## BEGIN DATA

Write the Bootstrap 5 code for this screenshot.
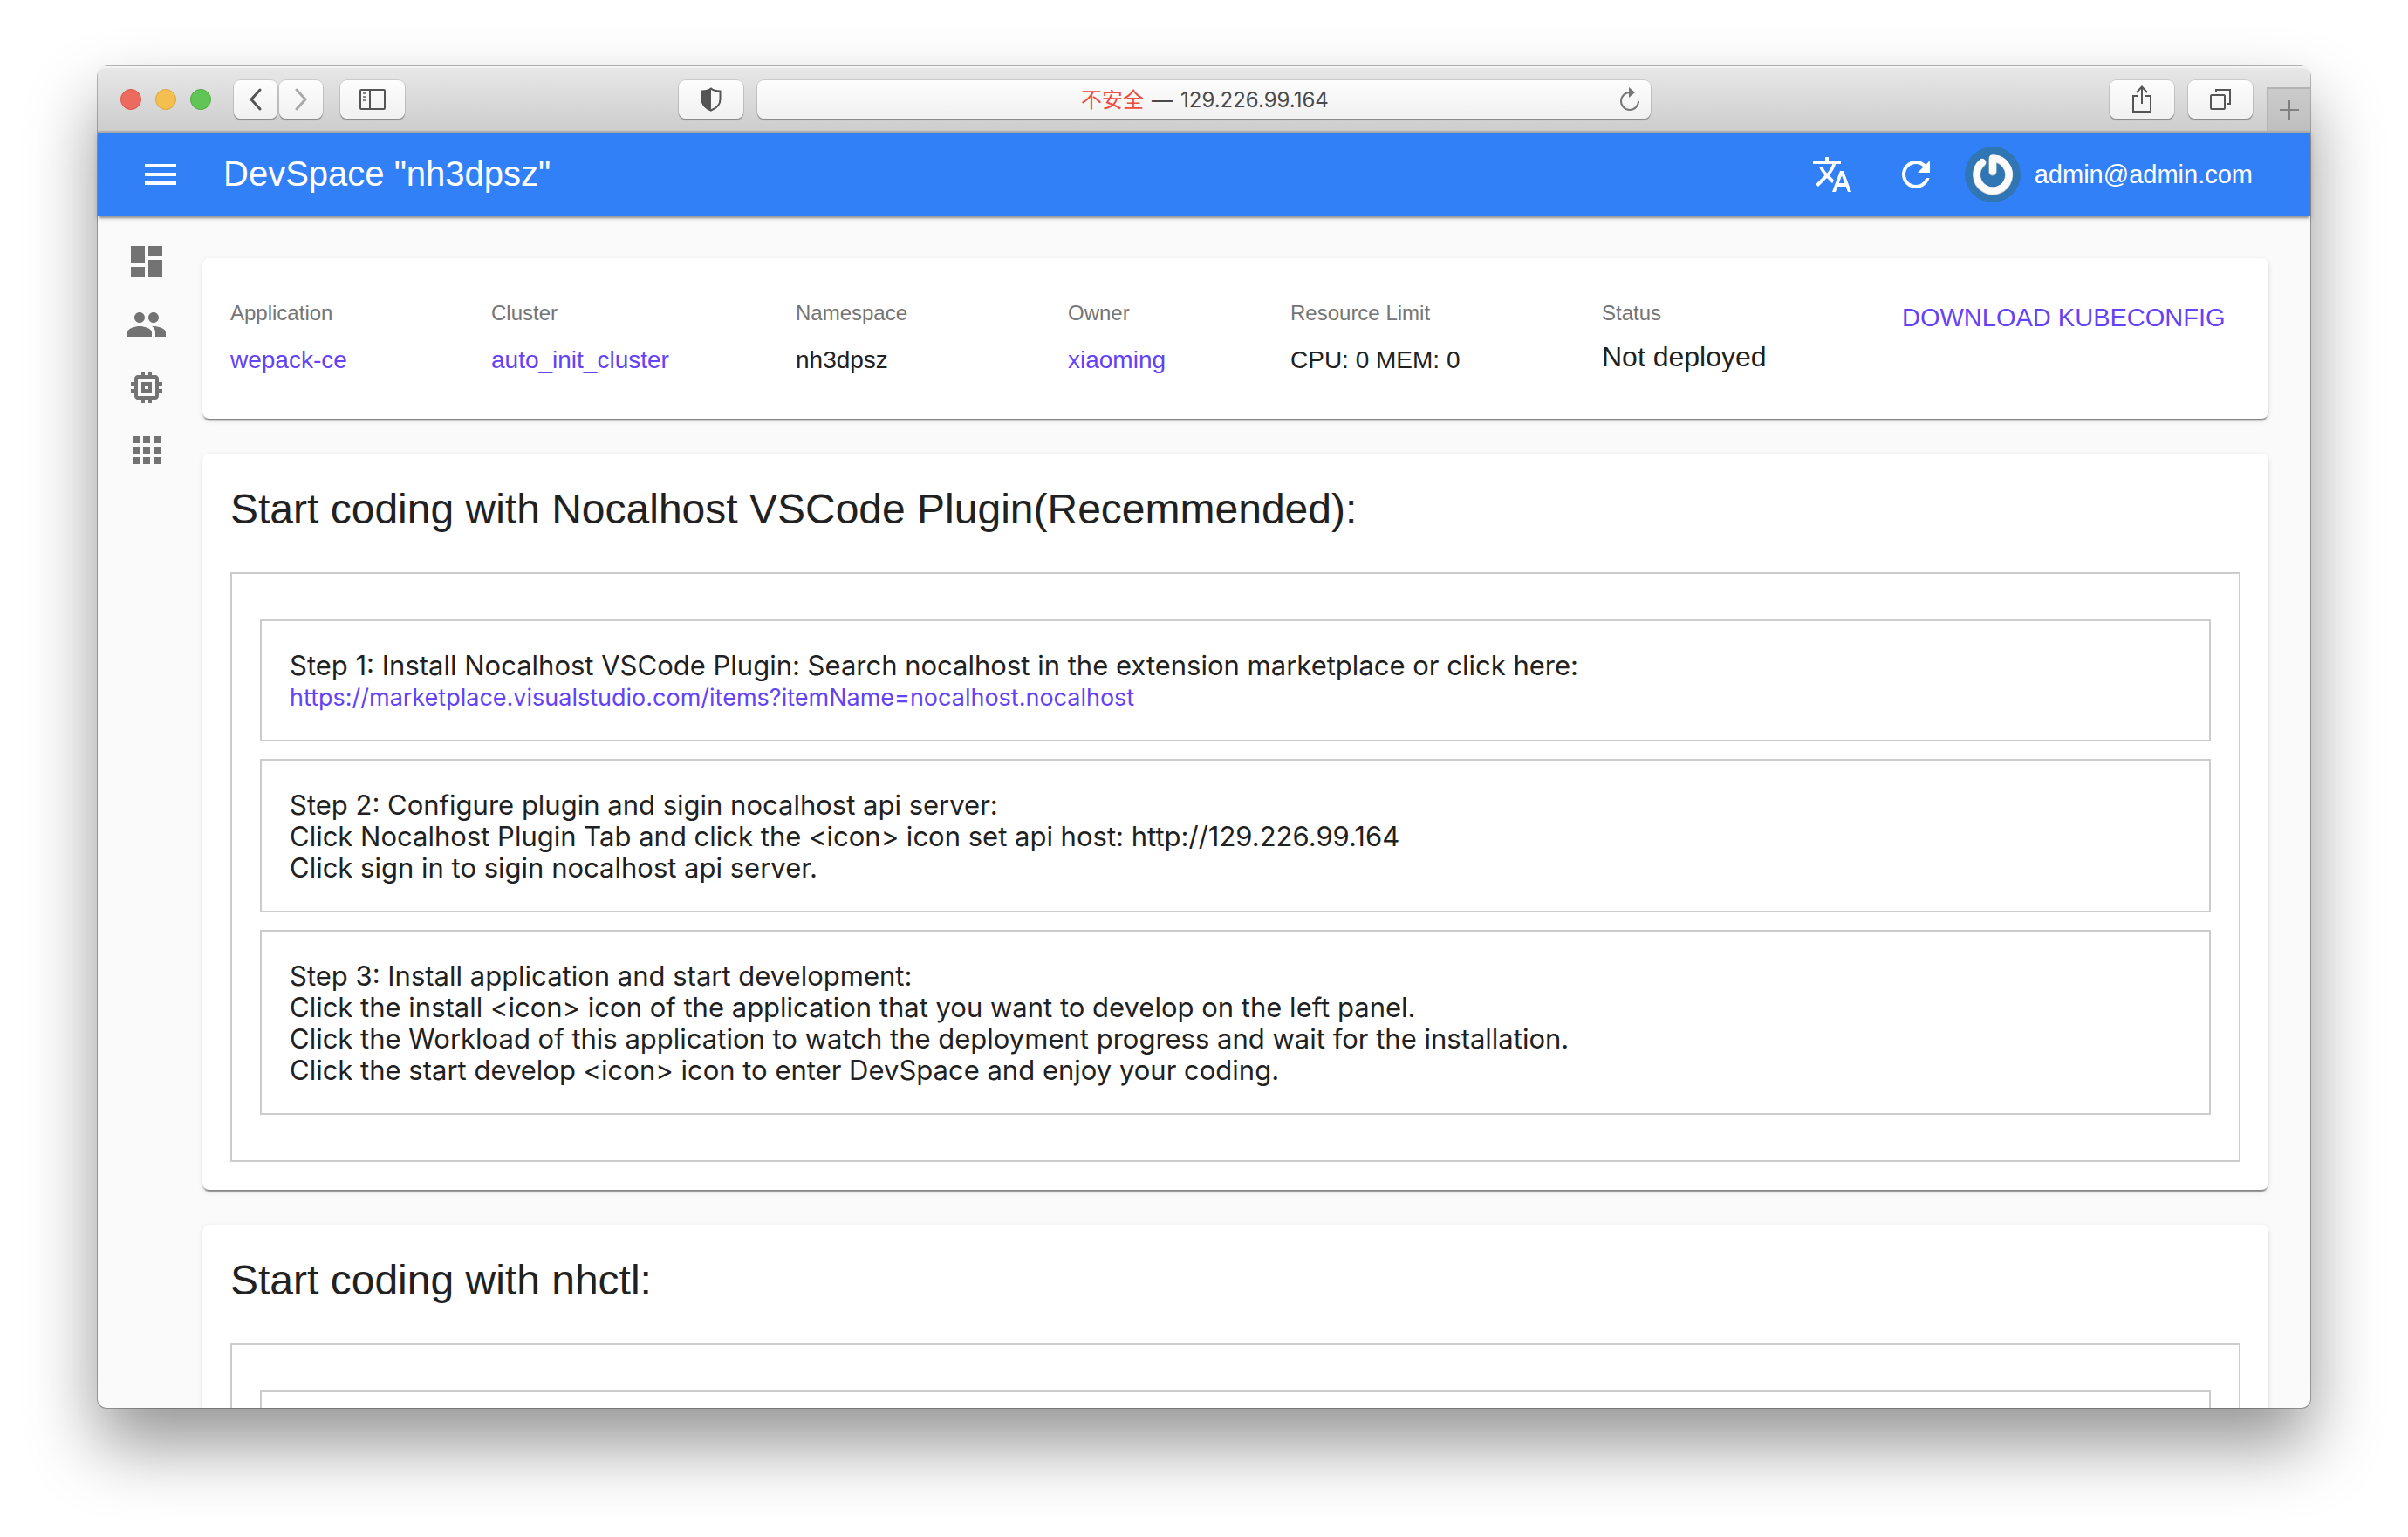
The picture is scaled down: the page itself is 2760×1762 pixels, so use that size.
<!DOCTYPE html>
<html lang="en">
<head>
<meta charset="utf-8">
<meta name="viewport" content="width=device-width, initial-scale=1">
<title>DevSpace</title>
<link href="https://cdn.jsdelivr.net/npm/bootstrap@5.3.0/dist/css/bootstrap.min.css" rel="stylesheet">
<script src="https://cdn.jsdelivr.net/npm/bootstrap@5.3.0/dist/js/bootstrap.bundle.min.js"></script>
<style>
  body { background: #fff; color: #212121; font-family: "Liberation Sans", Arial, sans-serif; padding: 76px 112px 148px; }
  svg { display: block; flex: none; }
  a, a:hover { color: #6442f5; text-decoration: none; }
  .browser { border-radius: 12px 12px 10px 10px; background: #fafafa; box-shadow: 0 0 0 1px rgba(0,0,0,.28), 0 42px 80px rgba(0,0,0,.42); }

  .toolbar { height: 76px; flex: none; padding: 2px 0 0 26px; background: linear-gradient(#e8e8e8, #cdcdcd); border-bottom: 2px solid #b1b1b1; box-shadow: inset 0 2px 0 #f4f4f4; }
  .light { width: 24px; height: 24px; border-radius: 50%; border: 1px solid; padding: 0; }
  .light-close { background: #ed6a5e; border-color: #d8574c; }
  .light-min { background: #f5bf4f; border-color: #dba63b; }
  .light-max { background: #61c555; border-color: #50ab42; }
  .chrome-btn, .address { height: 44px; border: 0; border-radius: 8px; background: linear-gradient(#fdfdfd, #f1f1f1); box-shadow: 0 0 0 1px rgba(0,0,0,.1), 0 2px 1px rgba(0,0,0,.25); color: #555; padding: 0; display: flex; align-items: center; justify-content: center; }
  .w-nav { width: 50px; }
  .w-tool { width: 74px; }
  .history { margin: 0 20px 0 26px; gap: 2px; }
  .space-left { flex: 314 1 0; }
  .space-right { flex: 526 1 0; }
  .address { flex: 0 1 1024px; margin-left: 16px; padding: 0 12px; font: 24px/32px Inter, "Noto Sans CJK SC", sans-serif; color: #4a4a4a; }
  .address-text { padding: 2px 0 0 40px; gap: 9px; }
  .address-text input { width: 182px; border: 0; padding: 0; background: none; color: inherit; font: inherit; outline: 0; }
  .insecure { color: #f04b3c; }
  .new-tab { width: 50px; height: 50px; margin-left: 16px; border: 0; border-top: 2px solid #b4b4b4; border-left: 2px solid #b4b4b4; background: linear-gradient(#cbcbcb, #bfbfbf); color: #808080; padding: 0; }

  .appbar { height: 96px; background: #3280f7; color: #fff; padding: 0 66px 0 48px; box-shadow: 0 4px 2px -2px rgba(0,0,0,.3), 0 2px 6px rgba(0,0,0,.2); z-index: 1; flex: none; }
  .appbar h1 { font-size: 40px; line-height: 48px; font-weight: 400; margin: 0 0 2px 48px; }
  .appbar button { border: 0; background: none; color: inherit; padding: 0; }
  .account { gap: 16px; font-size: 29px; line-height: 36px; }

  .side { width: 120px; flex: none; padding: 28px 0 0 32px; gap: 24px; }
  .side a { color: #737373; width: 48px; }
  .content { padding: 48px 48px 0 0; gap: 40px; min-width: 0; }
  .panel { border: 0; border-radius: 8px; background: #fff; color: inherit; box-shadow: 0 4px 2px -2px rgba(0,0,0,.36), 0 2px 2px rgba(0,0,0,.14), 0 2px 6px rgba(0,0,0,.1); padding: 32px; flex: none; }
  .summary { display: grid; grid-template-columns: 299fr 349fr 312fr 255fr 357fr 344fr 388fr; padding: 44px 32px; margin: 0; }
  .summary dt { font-size: 24px; line-height: 38px; font-weight: 400; color: #757575; margin-bottom: 10px; }
  .summary dd { font-size: 28px; line-height: 50px; margin: 0; }
  .summary .status { font-size: 32px; line-height: 42px; }
  .download { border: 0; background: none; padding: 0; color: #6442f5; font-size: 29px; line-height: 48px; align-self: start; text-align: left; }
  .summary, .summary dd { margin-bottom: 0; }
  .summary { padding-bottom: 42px; }
  .panel h2 { font-size: 48px; line-height: 64px; font-weight: 400; margin-bottom: 40px; }
  .frame { border: 2px solid #ccc; padding: 52px 32px; gap: 20px; }
  .step { border: 2px solid #ccc; padding: 33px 32px 31px; min-height: 140px; font: 31px/36px Inter, sans-serif; }
  .step p { margin: 0; }
  .step a { font-size: 27px; line-height: 38px; margin-bottom: -2px; display: block; }
</style>
</head>
<body class="vh-100">
<div class="browser d-flex flex-column h-100">
  <header class="toolbar d-flex align-items-center rounded-top-3">
    <div class="d-flex gap-3">
      <button class="light light-close" aria-label="Close"></button>
      <button class="light light-min" aria-label="Minimize"></button>
      <button class="light light-max" aria-label="Zoom"></button>
    </div>
    <div class="history d-flex">
      <button class="chrome-btn w-nav" aria-label="Back"><svg width="14" height="26" fill="none" stroke="currentColor" stroke-width="3" stroke-linecap="round" stroke-linejoin="round"><path d="M12 2 2 13l10 11"/></svg></button>
      <button class="chrome-btn w-nav" aria-label="Forward"><svg width="14" height="26" fill="none" stroke="#aaa" stroke-width="3" stroke-linecap="round" stroke-linejoin="round"><path d="M2 2l10 11L2 24"/></svg></button>
    </div>
    <button class="chrome-btn w-tool" aria-label="Sidebar"><svg width="30" height="24" fill="none" stroke="currentColor" stroke-width="2"><rect x="1" y="1" width="28" height="22" rx="1"/><path d="M12 1v22"/><path stroke="#888" d="M4 5h4M4 9h4M4 13h4"/></svg></button>
    <div class="space-left"></div>
    <button class="chrome-btn w-tool" aria-label="Privacy report"><svg width="24" height="28" viewBox="0 0 24 28"><path d="M12 1.5C9.500 3.800 5.500 4.500 1.500 4.500V14c0 6 4.500 10 10.500 12.500C18 24 22.500 20 22.500 14V4.500C18.500 4.500 14.500 3.800 12 1.500z" fill="none" stroke="currentColor" stroke-width="2"/><path d="M12 1C9 3.500 5 4 1 4v10c0 6 4.500 11 11 13.500z" fill="currentColor"/></svg></button>
    <div class="address">
      <div class="address-text d-flex flex-grow-1 justify-content-center">
        <label class="insecure" for="url">不安全</label><span>—</span><input id="url" value="129.226.99.164">
      </div>
      <button class="btn p-0 border-0" aria-label="Reload"><svg width="26" height="30" viewBox="0 0 26 30" fill="none" stroke="#777" stroke-width="2"><path d="M14 7a10 10 0 1 0 10 10"/><path d="M13 1l7 6-7 6z" fill="#777" stroke="none"/></svg></button>
    </div>
    <div class="space-right"></div>
    <div class="d-flex gap-3">
      <button class="chrome-btn w-tool" aria-label="Share"><svg width="24" height="32" fill="none" stroke="currentColor" stroke-width="2"><path d="M8 12H2v18h20V12h-6M12 21V2M6 8l6-6.500L18 8"/></svg></button>
      <button class="chrome-btn w-tool" aria-label="Show tabs"><svg width="26" height="26" fill="none" stroke="currentColor" stroke-width="2"><rect x="2" y="8" width="16" height="16" rx="1"/><path d="M8 5V2h16v16h-3"/></svg></button>
    </div>
    <button class="new-tab align-self-end d-flex align-items-center justify-content-center" aria-label="New tab"><svg width="22" height="22" stroke="currentColor" stroke-width="2"><path d="M11 0v22M0 11h22"/></svg></button>
  </header>

  <nav class="appbar d-flex align-items-center position-relative">
    <button aria-label="Menu"><svg width="48" height="48" viewBox="0 0 24 24" fill="currentColor"><path d="M3 18h18v-2H3v2zm0-5h18v-2H3v2zm0-7v2h18V6H3z"/></svg></button>
    <h1>DevSpace "nh3dpsz"</h1>
    <div class="d-flex gap-5 ms-auto me-4 pe-2">
      <button aria-label="Language"><svg width="48" height="48" viewBox="0 0 24 24" fill="currentColor"><path d="M12.870 15.070l-2.540-2.510.030-.030c1.740-1.940 2.980-4.170 3.710-6.530H17V4h-7V2H8v2H1v1.990h11.170C11.500 7.920 10.440 9.750 9 11.350 8.070 10.320 7.300 9.190 6.690 8h-2c.730 1.630 1.730 3.170 2.980 4.560l-5.090 5.020L4 19l5-5 3.110 3.110.760-2.040zM18.500 10h-2L12 22h2l1.120-3h4.750L21 22h2l-4.500-12zm-2.620 7l1.620-4.330L19.120 17h-3.240z"/></svg></button>
      <button aria-label="Refresh"><svg width="48" height="48" viewBox="0 0 24 24" fill="currentColor"><path d="M17.650 6.350C16.200 4.900 14.210 4 12 4c-4.420 0-7.990 3.580-7.990 8s3.570 8 7.990 8c3.730 0 6.840-2.550 7.730-6h-2.080c-.820 2.330-3.040 4-5.650 4-3.310 0-6-2.690-6-6s2.690-6 6-6c1.660 0 3.140.690 4.220 1.780L13 11h7V4l-2.350 2.350z"/></svg></button>
    </div>
    <button class="account d-flex align-items-center">
      <svg width="64" height="64"><circle cx="32" cy="32" r="32" fill="#3075b4"/><g fill="none" stroke-width="9" stroke-linecap="round" stroke-linejoin="round"><path d="M32 29V14A18.500 18.500 0 1 1 20 18.500" stroke="#c9cfd4"/><path d="M32 28V13.500A18.500 18.500 0 1 1 20 18" stroke="#fbfbfb" stroke-width="8"/></g></svg>
      <span>admin@admin.com</span>
    </button>
  </nav>

  <div class="d-flex flex-grow-1 overflow-hidden rounded-bottom-3">
    <aside class="side d-flex flex-column">
      <a href="#" aria-label="Dashboard"><svg width="48" height="48" viewBox="0 0 24 24" fill="currentColor"><path d="M3 13h8V3H3v10zm0 8h8v-6H3v6zm10 0h8V11h-8v10zm0-18v6h8V3h-8z"/></svg></a>
      <a href="#" aria-label="Users"><svg width="48" height="48" viewBox="0 0 24 24" fill="currentColor"><path d="M16 11c1.660 0 2.990-1.340 2.990-3S17.660 5 16 5c-1.660 0-3 1.340-3 3s1.340 3 3 3zm-8 0c1.660 0 2.990-1.340 2.990-3S9.660 5 8 5C6.340 5 5 6.340 5 8s1.340 3 3 3zm0 2c-2.330 0-7 1.170-7 3.500V19h14v-2.500c0-2.330-4.670-3.500-7-3.500zm8 0c-.290 0-.620.020-.970.050 1.160.840 1.970 1.970 1.970 3.450V19h6v-2.500c0-2.330-4.670-3.500-7-3.500z"/></svg></a>
      <a href="#" aria-label="Clusters"><svg width="48" height="48" viewBox="0 0 24 24" fill="currentColor"><path d="M15 9H9v6h6V9zm-2 4h-2v-2h2v2zm8-2V9h-2V7c0-1.100-.900-2-2-2h-2V3h-2v2h-2V3H9v2H7c-1.100 0-2 .900-2 2v2H3v2h2v2H3v2h2v2c0 1.100.900 2 2 2h2v2h2v-2h2v2h2v-2h2c1.100 0 2-.900 2-2v-2h2v-2h-2v-2h2zm-4 6H7V7h10v10z"/></svg></a>
      <a href="#" aria-label="Applications"><svg width="48" height="48" viewBox="0 0 24 24" fill="currentColor"><path d="M4 8h4V4H4v4zm6 12h4v-4h-4v4zm-6 0h4v-4H4v4zm0-6h4v-4H4v4zm6 0h4v-4h-4v4zm6-10v4h4V4h-4zm-6 4h4V4h-4v4zm6 6h4v-4h-4v4zm0 6h4v-4h-4v4z"/></svg></a>
    </aside>

    <main class="content d-flex flex-column flex-grow-1">
      <section class="panel p-0">
        <dl class="summary">
          <div><dt>Application</dt><dd><a href="#">wepack-ce</a></dd></div>
          <div><dt>Cluster</dt><dd><a href="#">auto_init_cluster</a></dd></div>
          <div><dt>Namespace</dt><dd>nh3dpsz</dd></div>
          <div><dt>Owner</dt><dd><a href="#">xiaoming</a></dd></div>
          <div><dt>Resource Limit</dt><dd>CPU: 0 MEM: 0</dd></div>
          <div><dt>Status</dt><dd class="status">Not deployed</dd></div>
          <button class="download text-nowrap">DOWNLOAD KUBECONFIG</button>
        </dl>
      </section>

      <section class="panel">
        <h2>Start coding with Nocalhost VSCode Plugin(Recemmended):</h2>
        <div class="frame d-flex flex-column">
          <div class="step">
            <p>Step 1: Install Nocalhost VSCode Plugin: Search nocalhost in the extension marketplace or click here:</p>
            <a href="#">https://marketplace.visualstudio.com/items?itemName=nocalhost.nocalhost</a>
          </div>
          <div class="step">
            <p>Step 2: Configure plugin and sigin nocalhost api server:</p>
            <p>Click Nocalhost Plugin Tab and click the &lt;icon&gt; icon set api host: http://129.226.99.164</p>
            <p>Click sign in to sigin nocalhost api server.</p>
          </div>
          <div class="step">
            <p>Step 3: Install application and start development:</p>
            <p>Click the install &lt;icon&gt; icon of the application that you want to develop on the left panel.</p>
            <p>Click the Workload of this application to watch the deployment progress and wait for the installation.</p>
            <p>Click the start develop &lt;icon&gt; icon to enter DevSpace and enjoy your coding.</p>
          </div>
        </div>
      </section>

      <section class="panel">
        <h2>Start coding with nhctl:</h2>
        <div class="frame d-flex flex-column">
          <div class="step"></div>
        </div>
      </section>
    </main>
  </div>
</div>
</body>
</html>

## END DATA

• DO THIS
Leave out the pictures and repeat the lines from the start of the material through the line with "border-radius: 12px 12px", inclusive.

• FINISHED TASK
Write the Bootstrap 5 code for this screenshot.
The picture is scaled down: the page itself is 2760×1762 pixels, so use that size.
<!DOCTYPE html>
<html lang="en">
<head>
<meta charset="utf-8">
<meta name="viewport" content="width=device-width, initial-scale=1">
<title>DevSpace</title>
<link href="https://cdn.jsdelivr.net/npm/bootstrap@5.3.0/dist/css/bootstrap.min.css" rel="stylesheet">
<script src="https://cdn.jsdelivr.net/npm/bootstrap@5.3.0/dist/js/bootstrap.bundle.min.js"></script>
<style>
  body { background: #fff; color: #212121; font-family: "Liberation Sans", Arial, sans-serif; padding: 76px 112px 148px; }
  svg { display: block; flex: none; }
  a, a:hover { color: #6442f5; text-decoration: none; }
  .browser { border-radius: 12px 12px 10px 10px; background: #fafafa; box-shadow: 0 0 0 1px rgba(0,0,0,.28), 0 42px 80px rgba(0,0,0,.42); }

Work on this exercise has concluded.